His determinedly unsmiling expression never wavered an inch east or west. Deftly crisscrossing his religious beliefs with his crime-fighting professional convictions, Mr. Baca would have rattled the rafters had there been any.

No single-dimension observer from a remote distance, Mr. Baca spoke at length of his recent pre-revolution trip to the Egyptian homeland of the Coptic Orthodox, declaring what he saw and what his audience must do by obeying their impulses to fight, literally, for what they believe in, for what they want, for what they deserve. “Coptics must take a stand,” the sheriff said. “(Egypt) is their land, and they must be protected.”
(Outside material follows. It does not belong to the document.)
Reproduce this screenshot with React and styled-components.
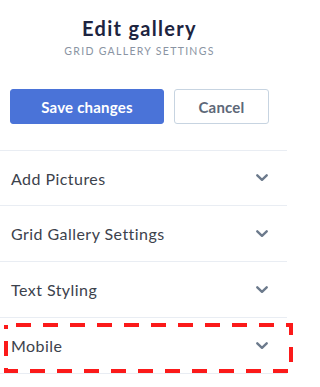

At the outset, he established a we-are-one tone of commonality. “The Christian community has contributed immeasurably to the growth and prosperity of the world because of our faith exclusively within God,” Mr. Baca said. “Nothing we can do as human beings can be attributed solely to ourselves. We have to recognize the divine reality of each and every one of us. Therefore, our faith is the cornerstone of our existence.

What Happened to Peace?

“When we have leaders from all aspects of Christianity, we are at a point where we must continue to define the points of a narrative that says violence is totally against God. With all of the technology available, the 21st century should be the beginning of a non-violent co-existence of all religions.

“I understand the great historic significance of Egypt, the land of the Phaorohs who made many important contributions.”

Partisan in his faith and in his observations, Mr. Baca said that when members from the great religions of the world meet in heaven, “I don’t believe God will say Jews go here, Coptics here, Muslims here.” Rather, he said, they will intermingle. “That is my own belief,” he added. “I am not asking you to believe it.”

On his December trip to Egypt, Mr. Baca said that the police chief of Cairo recounted recent incidents of terror and told him that the dreaded Muslim Brotherhood “is out of control. When all of that is considered, I think we have reason to worry.

“There is a need for a readjustment of a faith that has members who think they are God, who believe they can kill other people, who believe that somehow they have a connection to God you and I do not have.”

Such persons, Mr. Baca said, should not labeled religious. “I believe extremists of any faith are criminals first. A crime is a crime.”

Alluding to Muslims who have mass-murdered Coptic Orthodox followers in very, very recent times, Mr. Baca attempted to contemptuously reject such Muslims.

“They are not above you, no matter how hard they want to believe it,” the sheriff said.